Dear nrikert and wolfi323.

I’m about to take out my tin-foilhat from the wardroup and stand in the nearest corner for at least 10 minutes.

Why? Because I cant make my point. Mea culpa. Mea maxima culpa.

Oh I would like to make a bugzilla report on systemd. I would like to report the totally unnecessary info in YaST installation when set up a disk at install. Now even at “top” in Thumbleweed. If I’m are lost how will newbies feel?

Yupp! Wait at least another 18 month and hear/read “live with it”. For me top is essential and I can read out mem info like total/free/cached.

regards

What “totally unnecessary info in YaST installation” do you mean here? And how this is related to systemd?

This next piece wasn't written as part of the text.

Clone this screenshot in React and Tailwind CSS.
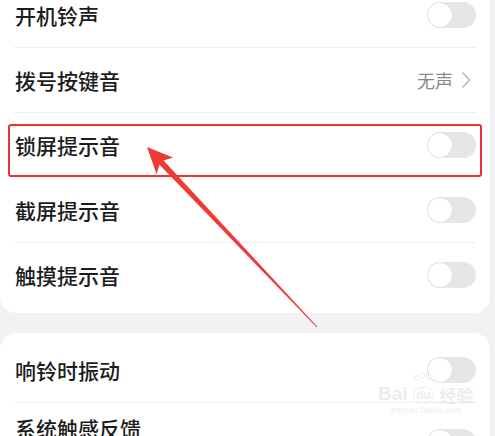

If you mean the list of subvolumes in the default partitioning when using btrfs, that’s totally unrelated to systemd either.
So it makes no sense to report a bug against systemd regarding this.

Now even at “top” in Thumbleweed. If I’m are lost how will newbies feel?

Again, all processes are children of init (i.e. systemd nowadays in openSUSE) since ever Linux exists, and even before that in Unix.
Nothing to do at all with systemd.
Just that the init process (PID 1) is called systemd now, because systemd is the init system.
And top only displays the running processes, that’s its purpose. If systemd is running, it will of course display systemd. It’s not that systemd “invaded” top or something.

But that’s the problem with you “systemd-haters”… You read systemd somewhere and immediately it’s a new conspiracy by systemd to take over the world… :stuck_out_tongue:
(this sentence is not meant particularly serious though… :wink: )

Regarding your comment about “newbies”, I wonder how many newbies even know about top…

Yupp! Wait at least another 18 month and hear/read “live with it”. For me top is essential and I can read out mem info like total/free/cached.

Again, there surely is a way to configure the default view in top. Have a look at “man top” maybe.
And also again, you should file a bug report against top if you don’t like top’s default, not systemd…

To see the configuration options for top, press “?”.

To save your current config, press “W”.

You can change all of the stuff that you don’t like this way, including disabling colors and hiding the CPU/memory bar graphs.